Ruy Athouguia nasceu em Macau em 1917, porque o pai era oficial da Marinha. Veio de lá com um ano e meio e foi logo viver para Cascais. Começa a fazer o curso de Arquitectura em Lisboa, mas muda-se para o Porto para aí se formar em 1948: "Havia um arquitecto, que tinha por alcunha o "Cunha Brutos", que me chumbou sucessivamente em Desenho Arquitectónico. Desenho arquitectónico não era projecto, era desenho de arquitectura clássica. Com aqueles chumbos disse à minha família que não podia ser, que ia para o Porto."
A sua carreira de arquitecto começa em 1949, com o Bairro das Estacas e a Escola Primária do Bairro de São Miguel, em Lisboa: "Quando acabei o curso, era um jovem que estava todo virado para ir por aí por diante. Não olhar para trás. Apetecia-me abrir as asas e voar."
No meio do Bairro Alto, em Lisboa, o seu atelier era uma ilha dos anos 50 no primeiro andar de um palácio barroco, que ruiu em 2000, numa altura em que Ruy Athouguia ainda ia trabalhar algumas vezes por semana.
Só em 2003, aos 86 anos, teve o reconhecimento de uma carreira com a exposição monográfica Arquitectos da Geração Moderna: Ruy Jervis Athouguia, comissariada por Ricardo Carvalho e Joana Vilhena. No ano seguinte, a mesma exposição deu-lhe o Prémio Associação Internacional de Críticos de Arte (AICA)/Ministério da Cultura na categoria de Arquitectura,
Distância da tradição
Foram os arquitectos da geração de Eduardo Souto de Moura, a seguir à de Álvaro Siza, que redescobriram Athouguia. Souto Moura visitou-o no atelier do Bairro Alto, numa espécie de homenagem ao mais puro arquitecto moderno do século XX português. "Adoro o Athouguia, é do melhor que há, um homem de que se fala pouquíssimo", disse também numa entrevista.
"Se em Portugal houve alguma radicalidade, alguma vanguarda, ela passou por Ruy Athouguia", disse ontem o crítico e historiador de arquitectura Michel Toussaint. "É o representante mais puro do movimento moderno em Portugal. É uma arquitectura que se distancia claramente da tradição", acrescenta.
Ao contrário de muitos da sua geração, Ruy Athouguia não se interessou muito pela revisão crítica do movimento moderno feita a partir dos finais dos anos 50 por nomes como Fernando Távora, um dos fundadores da chamada "Escola do Porto" e professor de Siza. "Uma revisão que procurou novos valores locais, olhar para as condições culturais específicas do país. Siza e Távora tentaram um diálogo com a tradição", afirma Michel Toussaint.
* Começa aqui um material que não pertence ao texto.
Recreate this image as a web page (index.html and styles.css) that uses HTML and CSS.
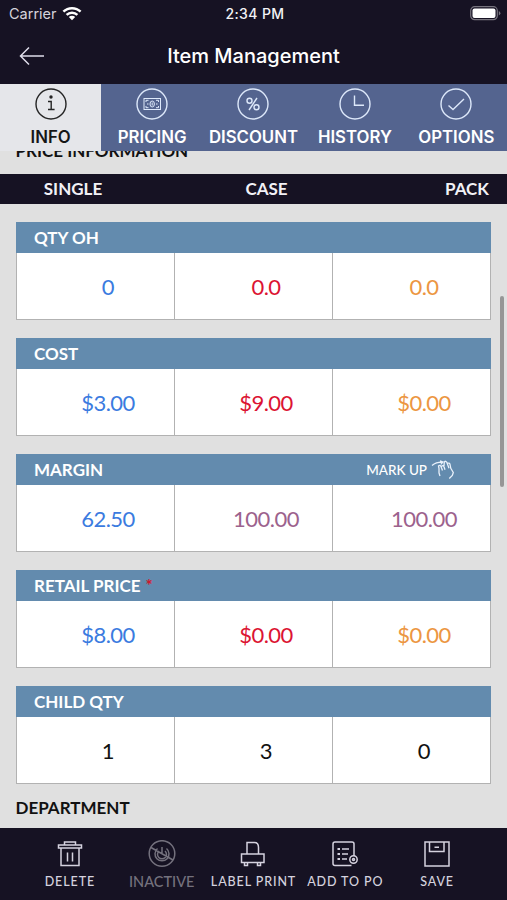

No Bairro das Estacas (1949-55), que fez com Sebastião Formosinho Sanches, tal como dizia a Carta de Atenas e o movimento moderno, os dois jovens arquitectos anulam o conceito de rua e quarteirão: "São quatro edifícios sobre pilotis [pilares]. Há um contínuo da natureza. Toda a superfície do terreno é pública."
É o arquitecto que "mais paradigmaticamente simboliza uma geração que ensaia linguagens de ruptura a partir do pós-guerra", diz Ana Tostões, crítica e historiadora de Arquitectura, "É o mais racionalista arquitecto da sua geração. Na Gulbenkian, o programa complicado é resolvido com clareza, distribuindo os vários espaços com actividades diferentes por volumes autónomos e com circulações muito bem resolvidas. E esse edifício-máquina é articulado logo à partida com a natureza e com o desenho do jardim."
Athouguia morreu, simbolicamente, no ano em que o Ministério da Cultura aprovou a classificação da Gulbenkian como Monumento Nacional, devendo ser a primeira obra de arquitectura do século XX a receber a distinção, quando o processo estiver terminado.